何年か前にドラマで取り上げられて話題になりましたが、実際にルームロンダリングをおこなう貸主が存在するのです。
たとえば、貸主の知り合いなどが、半年ほど事故物件を契約して告知義務をなくすという方法ですが、見分けることがむずかしくなってしまいます。
しかし、原則3年間は告知義務があるということを知っておくと、ルームロンダリングのおこなわれた物件に住んだとして、賠償責任を求めることも可能です。
賃貸の事故物件はお得?
事故物件は心理的にあまり住みたくないという方がいる一方で、まったく気にならないという方もいます。

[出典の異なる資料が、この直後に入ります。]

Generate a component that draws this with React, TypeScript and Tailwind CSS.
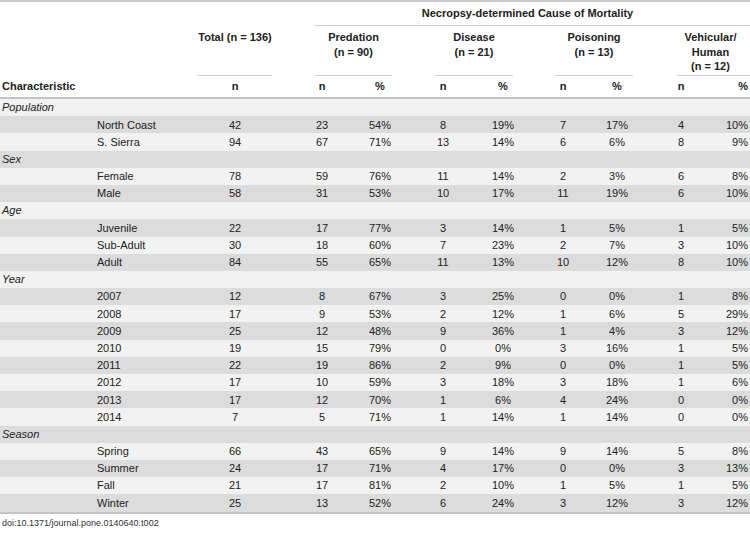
import React from "react";

type Row = { label: string; total: string; v: string[] };
type Group = { name: string; rows: Row[] };

const groups: Group[] = [
  {
    name: "Population",
    rows: [
      { label: "North Coast", total: "42", v: ["23", "54%", "8", "19%", "7", "17%", "4", "10%"] },
      { label: "S. Sierra", total: "94", v: ["67", "71%", "13", "14%", "6", "6%", "8", "9%"] },
    ],
  },
  {
    name: "Sex",
    rows: [
      { label: "Female", total: "78", v: ["59", "76%", "11", "14%", "2", "3%", "6", "8%"] },
      { label: "Male", total: "58", v: ["31", "53%", "10", "17%", "11", "19%", "6", "10%"] },
    ],
  },
  {
    name: "Age",
    rows: [
      { label: "Juvenile", total: "22", v: ["17", "77%", "3", "14%", "1", "5%", "1", "5%"] },
      { label: "Sub-Adult", total: "30", v: ["18", "60%", "7", "23%", "2", "7%", "3", "10%"] },
      { label: "Adult", total: "84", v: ["55", "65%", "11", "13%", "10", "12%", "8", "10%"] },
    ],
  },
  {
    name: "Year",
    rows: [
      { label: "2007", total: "12", v: ["8", "67%", "3", "25%", "0", "0%", "1", "8%"] },
      { label: "2008", total: "17", v: ["9", "53%", "2", "12%", "1", "6%", "5", "29%"] },
      { label: "2009", total: "25", v: ["12", "48%", "9", "36%", "1", "4%", "3", "12%"] },
      { label: "2010", total: "19", v: ["15", "79%", "0", "0%", "3", "16%", "1", "5%"] },
      { label: "2011", total: "22", v: ["19", "86%", "2", "9%", "0", "0%", "1", "5%"] },
      { label: "2012", total: "17", v: ["10", "59%", "3", "18%", "3", "18%", "1", "6%"] },
      { label: "2013", total: "17", v: ["12", "70%", "1", "6%", "4", "24%", "0", "0%"] },
      { label: "2014", total: "7", v: ["5", "71%", "1", "14%", "1", "14%", "0", "0%"] },
    ],
  },
  {
    name: "Season",
    rows: [
      { label: "Spring", total: "66", v: ["43", "65%", "9", "14%", "9", "14%", "5", "8%"] },
      { label: "Summer", total: "24", v: ["17", "71%", "4", "17%", "0", "0%", "3", "13%"] },
      { label: "Fall", total: "21", v: ["17", "81%", "2", "10%", "1", "5%", "1", "5%"] },
      { label: "Winter", total: "25", v: ["13", "52%", "6", "24%", "3", "12%", "3", "12%"] },
    ],
  },
];

const GRID =
  "grid grid-cols-[195px_80px_20px_54px_62px_64px_56px_64px_44px_84px_27px]";

type Line =
  | { kind: "group"; name: string }
  | { kind: "row"; row: Row };

const lines: Line[] = [];
groups.forEach((g) => {
  lines.push({ kind: "group", name: g.name });
  g.rows.forEach((r) => lines.push({ kind: "row", row: r }));
});

export default function App() {
  return (
    <div
      className="w-[750px] h-[534px] overflow-hidden bg-white text-[#222] text-[11px]"
      style={{ fontFamily: '"Liberation Sans", Arial, Helvetica, sans-serif' }}
    >
      <div className="border-t-2 border-[#c9c9c9]">
        {/* Header row 1 */}
        <div className={`${GRID} h-[24px]`}>
          <div className="col-span-3" />
          <div className="col-span-8 ml-[20px] border-b border-[#cfcfcf] flex items-center justify-center pr-[10px] font-bold">
            Necropsy-determined Cause of Mortality
          </div>
        </div>
        {/* Header row 2 */}
        <div className={`${GRID} h-[50px] font-bold leading-[14.5px]`}>
          <div />
          <div className="mx-[3px] border-b border-[#cfcfcf] pt-[4px] text-center">
            Total (n = 136)
          </div>
          <div />
          <div className="col-span-2 ml-[20px] mr-[19px] border-b border-[#cfcfcf] pt-[4px] text-center">
            Predation
            <br />
            (n = 90)
          </div>
          <div className="col-span-2 ml-[24px] mr-[18px] border-b border-[#cfcfcf] pt-[4px] text-center">
            Disease
            <br />
            (n = 21)
          </div>
          <div className="col-span-2 ml-[24px] mr-[6px] border-b border-[#cfcfcf] pt-[4px] text-center">
            Poisoning
            <br />
            (n = 13)
          </div>
          <div className="col-span-2 ml-[38px] border-b border-[#cfcfcf] pt-[4px] pr-[6px] text-center">
            Vehicular/
            <br />
            Human
            <br />
            (n = 12)
          </div>
        </div>
        {/* Header row 3 */}
        <div className={`${GRID} h-[23px] items-center font-bold border-b-2 border-[#c4c4c4]`}>
          <div className="pl-[2px]">Characteristic</div>
          <div className="text-center">n</div>
          <div />
          <div className="text-center">n</div>
          <div className="text-center">%</div>
          <div className="text-center">n</div>
          <div className="text-center">%</div>
          <div className="text-center">n</div>
          <div className="text-center">%</div>
          <div className="text-center">n</div>
          <div className="text-right pr-[2px]">%</div>
        </div>
      </div>

      {/* Body */}
      <div className="border-b-2 border-[#c4c4c4]">
        {lines.map((ln, i) => {
          const bg = i % 2 === 0 ? "bg-[#f2f2f2]" : "bg-[#dcdcdd]";
          if (ln.kind === "group") {
            return (
              <div key={i} className={`${GRID} h-[17.2px] items-center ${bg}`}>
                <div className="pl-[2px] italic">{ln.name}</div>
              </div>
            );
          }
          const r = ln.row;
          return (
            <div key={i} className={`${GRID} h-[17.2px] items-center ${bg}`}>
              <div className="pl-[97px]">{r.label}</div>
              <div className="text-center">{r.total}</div>
              <div />
              {r.v.map((val, j) => (
                <div
                  key={j}
                  className={j === 7 ? "text-right pr-[2px]" : "text-center"}
                >
                  {val}
                </div>
              ))}
            </div>
          );
        })}
      </div>

      <div className="pl-[2px] mt-[3px] text-[9px] leading-[12px] text-[#333]">
        doi:10.1371/journal.pone.0140640.t002
      </div>
    </div>
  );
}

実際に、事故物件は契約に関してはメリットがありお得に契約することも可能です。
どのようにお得なのか、みていきましょう。
家賃が相場の20~30%オフ
事故物件は相場より20~30%安い家賃を設定している場合が多いです。
事故物件であるという事実が気にならないのであれば、相場より安く借りることができるというのはメリットといえるでしょう。
敷金・礼金無料
家賃が相場より安くなるほかに、敷金や礼金を無料にして入居者を募集する場合もあります。
周辺の物件と同じ条件だと、あえて事故物件を選ぶ方は、そうそういません。
そのため、事故物件の空室対策として、敷金・礼金無料という物件が多くなるのも必然といえます。
リフォームされてきれいになっている
事故物件のほとんどが、リフォームしてから貸し出すことになります。
そのため、事故があったとはいえ、内装がきれいな物件が多いです。
事故物件という事が気にならないのであれば、家賃が安めで、敷金・礼金が無料、リフォームして内装がきれいという条件は、メリットが多いでしょう。
まとめ
今回は、賃貸の事故物件についてご紹介しました。
心理的に事故物件には絶対に住みたくないという方は、事故物件を見分ける方法を参考にしてください。
また、事故があったことが気にならないという方は、お得感がある事故物件を探してみるのも良いかもしれません。